Using the model's internal embeddings to represent steps is lightweight and bypasses the need for external judges or manual step labels.
The three specific designs—warmup, density weighting, and position decay—are critical for managing noise in unsupervised RL.
This approach can be ported to text reasoning, code reasoning, or agent trajectory training: wherever multiple trajectories can be sampled and a "same-result group" can be defined.

Limitations & Future Work¶

iReasoner uses intrinsic signals from the model's own sampling, meaning it cannot directly optimize external correctness. If a majority group is confident but wrong, step consistency might reinforce that error.
Experimental scale is limited to 2,500 images and 2.5k steps, primarily on the Qwen2.5-VL series; wider verification across model families is needed.
The method requires access to log probabilities and internal embeddings, making it suitable for open-weight models but less applicable to closed APIs.

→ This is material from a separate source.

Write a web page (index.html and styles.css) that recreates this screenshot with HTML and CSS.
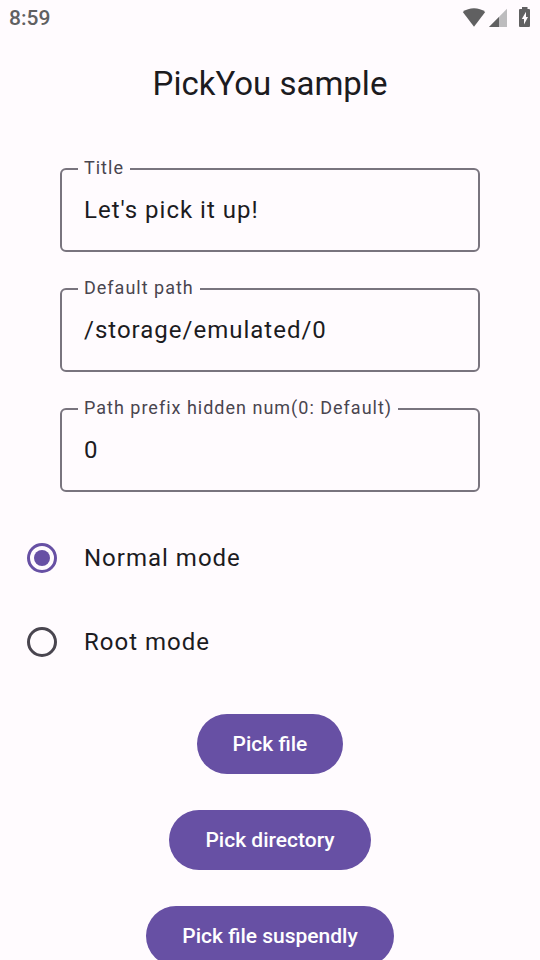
FILE: index.html
```html
<!DOCTYPE html>
<html lang="en">
<head>
<meta charset="utf-8">
<meta name="viewport" content="width=device-width, initial-scale=1">
<title>PickYou sample</title>
<link rel="stylesheet" href="styles.css">
</head>
<body>
<div class="screen">
  <div class="status">
    <span class="clock">8:59</span>
    <svg class="status-icons" width="70" height="20" viewBox="0 0 70 20" aria-hidden="true">
      <path fill="#606061" d="M1.800 4C8-1 18-1 24.200 4L13 18.800Z"/>
      <path fill="#bdbcbe" d="M46 0.800V19H28Z"/>
      <path fill="#606061" d="M38 9V19H28Z"/>
      <path fill="#606061" d="M61-1H66.500V1H68Q69 1 69 2V18Q69 19 68 19H59Q58 19 58 18V2Q58 1 59 1H61Z"/>
      <path fill="#fffbfe" d="M65 3.800L60.800 11H63V16.500L67 9H65Z"/>
    </svg>
  </div>
  <h1 class="title">PickYou sample</h1>
  <form class="content">
    <div class="fields">
      <div class="field">
        <label class="field-label" for="title">Title</label>
        <input class="field-input" id="title" type="text" value="Let's pick it up!">
      </div>
      <div class="field">
        <label class="field-label" for="path">Default path</label>
        <input class="field-input" id="path" type="text" value="/storage/emulated/0">
      </div>
      <div class="field">
        <label class="field-label" for="hidden-num">Path prefix hidden num(0: Default)</label>
        <input class="field-input" id="hidden-num" type="text" value="0">
      </div>
    </div>
    <div class="modes">
      <label class="mode"><input class="radio" type="radio" name="mode" checked>Normal mode</label>
      <label class="mode"><input class="radio" type="radio" name="mode">Root mode</label>
    </div>
    <div class="actions">
      <button class="button" type="button">Pick file</button>
      <button class="button" type="button">Pick directory</button>
      <button class="button" type="button">Pick file suspendly</button>
    </div>
  </form>
</div>
</body>
</html>
```
FILE: styles.css
```css
* {
  box-sizing: border-box;
}

body {
  margin: 0;
  background: #fffbfe;
  color: #1c1b1f;
  font-family: Roboto, "Liberation Sans", sans-serif;
}

.screen {
  height: 100vh;
  overflow: hidden auto;
  scrollbar-width: none;
}

.status {
  display: flex;
  justify-content: space-between;
  align-items: center;
  height: 36px;
  padding: 0 9px;
}

.clock {
  color: #606061;
  font-size: 21px;
  font-weight: 500;
  line-height: 38px;
}

.status-icons {
  overflow: visible;
}

.title {
  margin: 0;
  font-size: 33px;
  font-weight: 400;
  line-height: 96px;
  text-align: center;
}

.fields {
  display: flex;
  flex-direction: column;
  gap: 36px;
  max-width: 420px;
  margin: 36px auto 0;
}

.field {
  position: relative;
}

.field-label {
  position: absolute;
  top: -12px;
  left: 18px;
  padding: 0 6px;
  background: #fffbfe;
  color: #49454f;
  font-size: 18px;
  letter-spacing: 1px;
  line-height: 24px;
}

.field-input {
  display: block;
  width: 100%;
  height: 84px;
  padding: 0 22px;
  border: 2px solid #79747e;
  border-radius: 6px;
  outline: 0;
  background: transparent;
  color: inherit;
  font: inherit;
  font-size: 24px;
  letter-spacing: 1px;
}

.modes {
  padding-top: 24px;
}

.mode {
  display: flex;
  align-items: center;
  gap: 27px;
  height: 84px;
  padding: 0 27px;
  font-size: 24px;
  letter-spacing: 1px;
}

.radio {
  appearance: none;
  display: grid;
  place-items: center;
  width: 30px;
  height: 30px;
  margin: 0;
  border: 3px solid #49454f;
  border-radius: 50%;
}

.radio:checked {
  border-color: #6750a4;
}

.radio:checked::before {
  content: "";
  width: 16px;
  height: 16px;
  border-radius: 50%;
  background: #6750a4;
}

.actions {
  display: flex;
  flex-direction: column;
  align-items: center;
  gap: 36px;
  padding: 30px 0 36px;
}

.button {
  height: 60px;
  padding: 0 36px;
  border: 0;
  border-radius: 30px;
  background: #6750a4;
  color: #fff;
  font: inherit;
  font-size: 21px;
  font-weight: 500;
}
```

vs EvoLMM / VisPlay: These self-evolving LMMs rely primarily on answer or response-level rewards. iReasoner advances supervision to a finer step-level granularity.
vs Multimodal-CoT / R3V: While these focus on CoT quality, they often require labels or external feedback; iReasoner emphasizes pure unlabeled training.
vs RLVR Training: Traditional RLVR requires verifiable answers; iReasoner offers a way to construct weak verification signals for open visual tasks.

Rating¶

Novelty: ⭐⭐⭐⭐☆ Using trajectory consistency as an unsupervised intrinsic reward is insightful.
Experimental Thoroughness: ⭐⭐⭐⭐☆ Comprehensive main experiments and ablations.
Writing Quality: ⭐⭐⭐⭐☆ Clear methodology and illustrations.
Value: ⭐⭐⭐⭐☆ Highly relevant for post-training research on open-source LMMs.